Soares’ 2007 book, The Power of Privilege, was instrumental in Wake Forest’s landmark decision to become the first top-30 national university to make standardized tests optional in the admissions process.

“Wake Forest was always my first choice, but when I heard that it became test optional, it reaffirmed that it was a school that reflected my values,” English said. “Standardized tests don’t capture your determination or your will throughout high school. That sustained effort that you put forth for four years is then minimized to four hours of taking a test.”

Today, English is a junior psychology major learning from Soares in his Sociological Theory class, and Soares is again demonstrating the far-reaching and mostly negative impact of standardized admissions tests in his new book, SAT Wars: The Case for Test-Optional Admissions.

Dean of Admissions Martha Allman has heard from many students like English.

“We have been delighted by the response from outstanding high school students who are drawn philosophically to an admissions selection process which includes a personal interview, a creative and thought-provoking application and an emphasis on intellectual curiosity and character,” Allman said.

Allman wrote a chapter for the new book, covering the challenges, surprises and rewards of Wake Forest’s test-optional decision, which began with first-year students in the fall of 2009.

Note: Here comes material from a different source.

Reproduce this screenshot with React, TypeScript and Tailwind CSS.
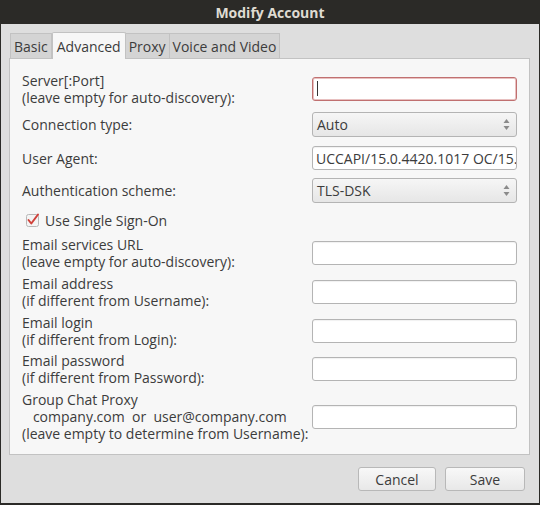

“Our student body is now not only more racially and socio-economically diverse than ever,” Allman said, “the number graduating in the top 10 percent of their high school classes has increased each year since it has become test optional – from 65 percent of first-year students in 2008, to 83 percent in 2011.”

Professor Joseph Soares

Professor Joseph Soares

Soares’ book calls for nothing less than a national policy change.

“Standardized tests allow colleges to practice social discrimination in the name of academic selectivity, when, in reality, high school grades are the best predictor of future collegiate success,” Soares said. “SAT Wars provides a roadmap for rethinking admissions at a time when higher education seems lost.”

Among the points the book examines are:

  • New evidence of gender bias against women in the math section and racial biases against minorities built into the verbal section of the SAT;
  • The only institutional admissions validity study ever published by a top-tier private research university, Johns Hopkins University;
  • The only data ever published showing that test-optional and “don’t ask, don’t tell” test score practices get private and public universities stronger and more socially diverse students than admissions that require test scores.
  • Further evidence that SAT and ACT scores are weak predictors of grades and that they come with inherent social disparities.


The book features an authoritative combination of voices, including college presidents, provosts, deans, scholars of economics, history, and sociology, and test-industry participants. Contributors include Daniel Golden, who won a Pulitzer Prize for his reporting in The Wall Street Journal on admissions,  and Robert J. Sternberg, the world’s most-cited living authority on educational research and Provost at Oklahoma State University.

Soares is a driving force behind the national movement to rethink college admissions and has organized national conferences and panels on the topic, including one at Wake Forest involving admissions deans and researchers from leading institutions such as Duke University, University of Georgia, Harvard University, Howard University, University of Texas, University of Virginia, and Yale University.